The areas associated with video images or sub-streams in the input video streams may remain constant over time unless a participant joins or leaves a videoconference. In a step 450, MCU 134 decides whether one or more of the input data streams should be analyzed to detect changes, and if so, process 400 branches back to analysis process 410. Such analysis can be performed periodically or in response to an indication of a change in the videoconference, e.g., termination of an input video stream or a change in video conference information. A change in user preference from a recipient of the output composited video stream from process 134 might also trigger analysis of input video streams in process 410 or selection of a new layout in step 420. Additionally, video conferencing events such as a change in the speaker or presenter may occur that trigger a change in the layout or a change in the assignment of video images to areas in the layout. If such an event occurs, process 400 may branch back to layout selection step 420 or back to analysis process 410. If new analysis is not performed and the layout is not changed, process 400 can execute step 460 and repeat process 430 to generate the next composited frame using the previously determined analysis of the input video streams and the selected layout of video images.

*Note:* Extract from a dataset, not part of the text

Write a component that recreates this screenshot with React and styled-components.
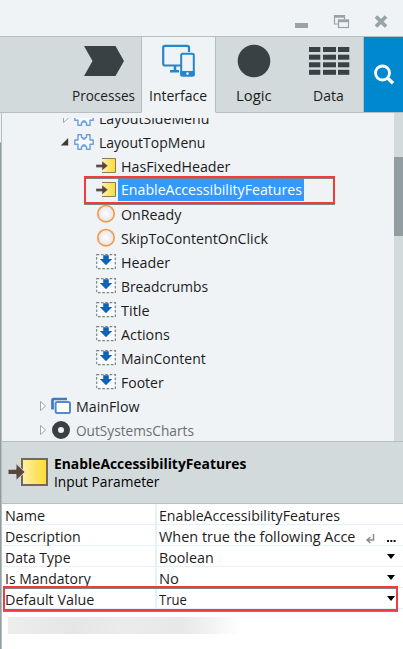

Implementations may include computer-readable media, e.g., a non-transient media, such as an optical or magnetic disk, a memory card, or other solid state storage storing instructions that a computing device can execute to perform specific processes that are described herein. Such media may be or may be contained in a server or other device connected to a network such as the Internet that provides for the downloading of data and executable instructions.
Although particular implementations have been disclosed, these implementations are only examples and should not be taken as limitations. Various adaptations and combinations of features of the implementations disclosed are within the scope of the following claims.